My job involved shelving various items; one day I would be putting up Allsorts Liquorice, the next sexy lingerie. Sometimes it would be Baked Beans and Cock-a-leekie soup cans or pretty dolly night dresses and funky suede frilly boots for ten year olds. I did not matter what I did, I loved it, as long as it was work and it was outside our home: this was me time and it was precious.
Okay in the process I did suffer many a humiliation and insults from supervisors and managers, who clearly had IQ’s of patio furniture and colleagues who thought ‘denial’ was a river in Egypt; still I loved it. My most cherished memory of this period was the bus rides to and fro from work to home.
The 18N travelled Harrow road all the way down to Euston and would stop at Baker Street. Seated on the upper deck, I feasted on everything. Memories of my observations are sharp and acute: images of the homeless in cardboard makeshift shelter to hide from London’s bitter harsh winter and those of young lovers in denim and tweed jackets, giggling as they chase the bus down to the next bus stop.
At times it would be folks drunk to a stupor, either sprawled on the pavement or hunched over a lamp post, stewing in their own vomit and you could see the vapor of their breath like a cloud of smoke in the cold winter air. At other times, it was the rich ones with their imported luxury sports cars and designer clothing, laughing without a care as they stepped out of some posh eatery, blowing fake kisses in the air at each other as they departed.
On a good day you would see the odd good Samaritans going about handing out cups of hot soup and blankets to people huddled up between entrance enclosures of closed stores trying to keep out of the cold.
From my spot on the top deck of bus 18, I would smile and say a prayer of thanks; thanks because it is uplifting to know that in this cold harsh world there are some who still care about their fellow man and because I am grateful that I have a warm house and loving family to go home to.
Those days now seem so far away, but I cherish the memory of it all. I witnessed numerous things that left indelible impressions on my mind and a few poignant ones with rather bold footprints in it too. Of all of these, one of the boldest prints was that of laughter. My night crew family was one of many a laughter.
The street cleaners, sewer workers, bus drivers, drunken homeless and even my up market store all had fair share of characters.
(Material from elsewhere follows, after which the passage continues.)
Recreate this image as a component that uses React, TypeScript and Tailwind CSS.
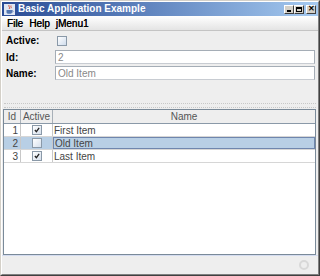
import React from "react";

const font = { fontFamily: '"Liberation Sans", Arial, sans-serif' };

function WinBtn({ children }: { children: React.ReactNode }) {
  return (
    <div className="w-[10px] h-[9px] bg-[#d4d0c8] border border-t-white border-l-white border-r-[#404040] border-b-[#404040] flex items-center justify-center">
      {children}
    </div>
  );
}

function JavaIcon() {
  return (
    <svg width="11" height="11" viewBox="0 0 11 11">
      <rect x="0" y="0" width="11" height="11" fill="#dfe6f2" />
      <path d="M5 1 C4 2.5 6.5 3 5.2 5 M7 1.5 C6.3 2.6 7.8 3 7 4.3" stroke="#d2452b" strokeWidth="0.9" fill="none" />
      <path d="M2.5 6 H8 V8.2 C8 9.3 7 9.8 5.3 9.8 C3.5 9.8 2.5 9.3 2.5 8.2 Z" fill="#5477b0" />
      <path d="M8 6.6 C9.6 6.4 9.6 8.2 8 8.2" stroke="#5477b0" strokeWidth="0.8" fill="none" />
    </svg>
  );
}

function SmallCheck({ checked }: { checked: boolean }) {
  return (
    <div className="w-[10px] h-[10px] border border-[#8a99a8] bg-gradient-to-br from-[#ffffff] to-[#d6e0ec] flex items-center justify-center">
      {checked && (
        <svg width="6" height="6" viewBox="0 0 7 7">
          <path d="M1 3.5 L2.8 5.5 L6 1" stroke="#222" strokeWidth="1.5" fill="none" />
        </svg>
      )}
    </div>
  );
}

const rows = [
  { id: 1, active: true, name: "First Item" },
  { id: 2, active: false, name: "Old Item" },
  { id: 3, active: true, name: "Last Item" },
];

export default function App() {
  return (
    <div
      className="w-[320px] h-[276px] bg-[#d4d0c8] border border-t-[#d4d0c8] border-l-[#d4d0c8] border-r-[#404040] border-b-[#404040] flex flex-col"
      style={font}
    >
      <div className="flex-1 flex flex-col border border-t-white border-l-white border-r-[#808080] border-b-[#808080] min-h-0">
        {/* Title bar */}
        <div className="h-[14px] flex items-center bg-gradient-to-r from-[#2a4b94] to-[#a6caf0] pl-[2px] pr-[2px] shrink-0">
          <JavaIcon />
          <span className="ml-[3px] text-white font-bold text-[10px] leading-none">Basic Application Example</span>
          <div className="ml-auto flex items-center">
            <WinBtn>
              <div className="w-[4px] h-[1.5px] bg-black mt-[4px] mr-[1px]" />
            </WinBtn>
            <WinBtn>
              <div className="w-[6px] h-[5px] border border-black border-t-2" />
            </WinBtn>
            <div className="w-[2px]" />
            <WinBtn>
              <span className="text-[8px] leading-none font-bold text-black">✕</span>
            </WinBtn>
          </div>
        </div>
        {/* Main area */}
        <div className="flex-1 flex flex-col bg-[#eeeeee] min-h-0">
          {/* Menu bar */}
          <div className="h-[15px] flex items-center bg-gradient-to-b from-[#ffffff] to-[#e4e4e4] border-b border-[#c4c4c4] text-[10px] text-black shrink-0 pl-[5px] gap-[6px]" style={{ textShadow: "0.3px 0 0 #000" }}>
            <span>File</span>
            <span>Help</span>
            <span>jMenu1</span>
          </div>
          {/* Form */}
          <div className="h-[72px] flex flex-col pl-[4px] pr-[3px] pt-[4px] text-[10px] shrink-0">
            <div className="h-[11px] flex items-center">
              <span className="w-[51px] font-bold text-black">Active:</span>
              <div className="w-[10px] h-[10px] border border-[#8a99a8] bg-gradient-to-br from-[#ffffff] to-[#cfdcec]" />
            </div>
            <div className="h-[14px] mt-[4px] flex items-center">
              <span className="w-[49px] font-bold text-black">Id:</span>
              <div className="flex-1 h-[14px] bg-white border border-[#a5adb6] border-b-[#c8ccd2] flex items-center pl-[2px] text-[#888]">2</div>
            </div>
            <div className="h-[14px] mt-[2px] flex items-center">
              <span className="w-[49px] font-bold text-black">Name:</span>
              <div className="flex-1 h-[14px] bg-white border border-[#a5adb6] border-b-[#c8ccd2] flex items-center pl-[2px] text-[#888]">Old Item</div>
            </div>
          </div>
          {/* Divider */}
          <div className="h-[5px] mx-[2px] border-t border-b border-dotted border-[#c8c8c8] shrink-0" />
          {/* Table */}
          <div className="flex-1 flex flex-col ml-[1px] mt-[1px] mr-[2px] border border-[#7a8a99] bg-white min-h-0">
            <div className="h-[14px] flex bg-[#eeeeee] border-b border-[#8a99a8] text-[10px] text-[#555] shrink-0">
              <div className="w-[17px] border-r border-[#a8b0b8] flex items-center justify-center">Id</div>
              <div className="w-[32px] border-r border-[#a8b0b8] flex items-center justify-center">Active</div>
              <div className="flex-1 flex items-center justify-center">Name</div>
            </div>
            {rows.map((r) => {
              const sel = r.id === 2;
              return (
                <div
                  key={r.id}
                  className={`h-[13px] flex text-[10px] text-[#444] border-b border-[#d6d6d6] ${sel ? "bg-[#b8cfe5]" : "bg-white"}`}
                >
                  <div className="w-[17px] border-r border-[#c8c8c8] flex items-center justify-end pr-[2px]">{r.id}</div>
                  <div className="w-[32px] border-r border-[#c8c8c8] flex items-center justify-center">
                    <SmallCheck checked={r.active} />
                  </div>
                  <div className={`flex-1 flex items-center pl-[1px] ${sel ? "border border-[#6f86ad]" : ""}`}>{r.name}</div>
                </div>
              );
            })}
          </div>
          {/* Status bar */}
          <div className="h-[19px] border-t border-[#d4dcf0] flex items-center justify-end pr-[9px] shrink-0">
            <div className="w-[10px] h-[10px] rounded-full border-2 border-[#d8d8d8]" />
          </div>
        </div>
      </div>
    </div>
  );
}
The competitors: these were the beat your neighbours type who had no preference to their victims. If they felt threatened in anyway, they cut you down. Then there were the uppers…always on a high and infusing life to those around. And finally the downers: those who had no choice but to spread misery or dampen spirits. We all had our share of laughter. To all of us our time together was normal, real and timely; despite the harshness of various situations and reasons, we always had the time for laughter and we laughed really hard.
My experience of the graveyard shift back in Houston and then a decade later in the city of London is one of awe. I was hooked from my very first exposure and you would be right in saying I romanticized my experience. Initially young and impressionable, I had neither the interest nor wisdom to view my experience any other way.
As an adult in London, my experience was more real; I could relate to many things I observed. London was a different kettle of fish in comparison to Houston: life without the glamour. People change, technology advances, but fundamentally, the demographic dispersion of human beings in big cities remains unchanged. People are drawn to bright lights and big cities where life stumbles on, one foot in front of the other.